A 10-year-old coding enthusiast from Finland has become the youngest recipient of a bug bounty after Facebook awarded him a whopping $10,000 for finding a vulnerability in Instagram.
The young white hat, who goes by the name “Jani,” has been interested in coding for several years now and has his heart set on a “dream job” in information security, according to local paper, Iltalehti.
Learning from instructional videos on YouTube, Jani and his twin brother have apparently found security holes in code in the past but they were too small to pay out any money.
The bug in question could allow remote attackers to delete other people’s comments, according to the report.
As for what the 10-year-old will do with the $10,000 bug bounty, he’s apparently set to spend at least the first small portion of it on a new football and a bike.

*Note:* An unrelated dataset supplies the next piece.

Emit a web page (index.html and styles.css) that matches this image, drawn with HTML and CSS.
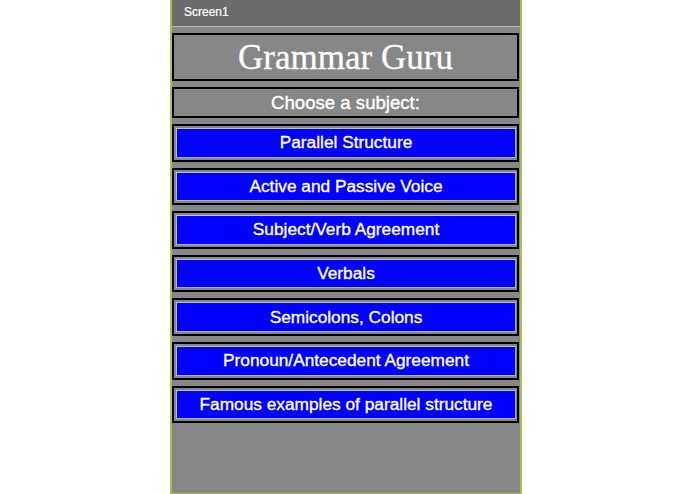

Launched five years’ ago, Facebook’s bug bounty program has paid out more than $4 million to hundreds of researchers.
Having bought Instagram in 2012 for $1bn, Facebook then brought the photo sharing site under the auspices of the same scheme.
It’s probably easier today to name the tech companies that don’t have such a program than ones which do.
Even non-Silicon Valley firms are now getting involved, as computer code finds its way into an increasingly diverse set of products and industries.
General Motors, Uber, United Airlines and even the Pentagon have all announced similar schemes in the past few months.
The rewards offered are based on the severity of the vulnerability discovered, but vary from one firm to the next.
Just last week, Google announced nine new patches for its Chrome browser which earned white hats a combined $14,000.
It can mean big pay-outs for the very best researchers out there: in 2014, Microsoft awarded its first ever $100,000 bounty to a researcher who found a bug in Windows 8.